Üç aylar boyunca sürdürülen “kabz” hali Ramazan sonu itibarıyla en yüksek noktasına ulaşmış olmalıdır ki bayram geldiğinde “bast” yaşanabilsin, bayram, bayram olsun, vuslat olsun.
Bir hususa dikkat etmek gerekir ki bütün diğer işlerde olduğu gibi ibadette de aşırıya gidilmemelidir. “Şüphe yok ki Allah aşırı gidenleri sevmez. Maide Suresi /87”
Önceki yıllarda yaşanan ramazan aylarından biraz farklı yaşandı bu yıl oruç ayı hepimizin malûmu olduğu üzere. Daha dışa dönük yaşadık ramazanları geçmiş yıllarda. Bu yıl ise biraz daha bireysel, kişinin kendine has ruh hali ile daha sade, daha sakin, ki esasında O’nun istediği manevi bir ay yaşadık. Hak’ikat’in gayesi buydu aslında, içimize dönüp hayy’at bulmak. Biraz daha kendimize dönme imkânı bahşetti Cenab-ı Allah insanlığa bu ramazanda. Başka bir tat, başka bir huzur mevsimi yaşattı cümle mahlûkata.
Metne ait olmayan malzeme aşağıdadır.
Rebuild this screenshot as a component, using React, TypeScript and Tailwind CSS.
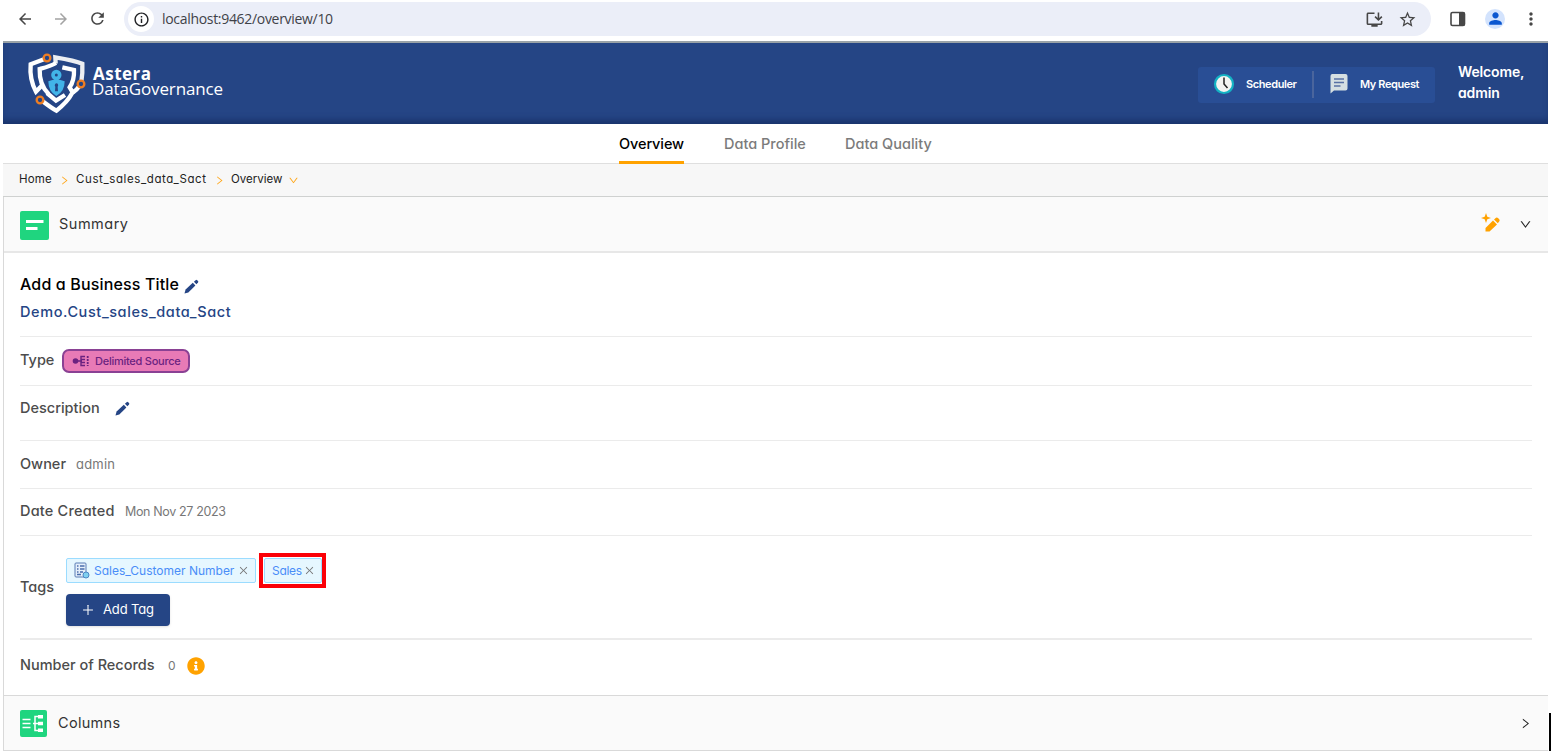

İnsanoğluna “acziyetini hisset“ mesajı gönderdi korona virüs salgını ile. Gözümüzle göremediğimiz canlıları inzivamıza vesile eyledi. Bu yönüyle sanki biraz da olması gerekeni hatırlattı.
Tüm milli ve manevi değerlerimizi evlatlarımıza, bizden sonraki nesillere muhakkak surette gösterelim, anlatalım. Yaşatmak için gereken gayreti gösterelim.
Şunu iyi bilelim ki toplulukların devamı ile inançlar, gelenekler sürdürülebilir, bir inancın tarih boyunca var olup olmadığı o konuda verilmiş eserler-nesiller üzerinden değerlendirilmektedir. Manevi ve milli konularda eser vermek ve canlı tanıklar olarak evlatlarımızın donanımını sağlamak büyüklerin en başta gelen görevlerindendir. Önce ferdi sonra toplumsal hâle bürünmek ve
Mümin kul olabilmek ki, içimizdeki yüce var’lığa “Benim kulum” dedirtebilmek.. Selâmetle.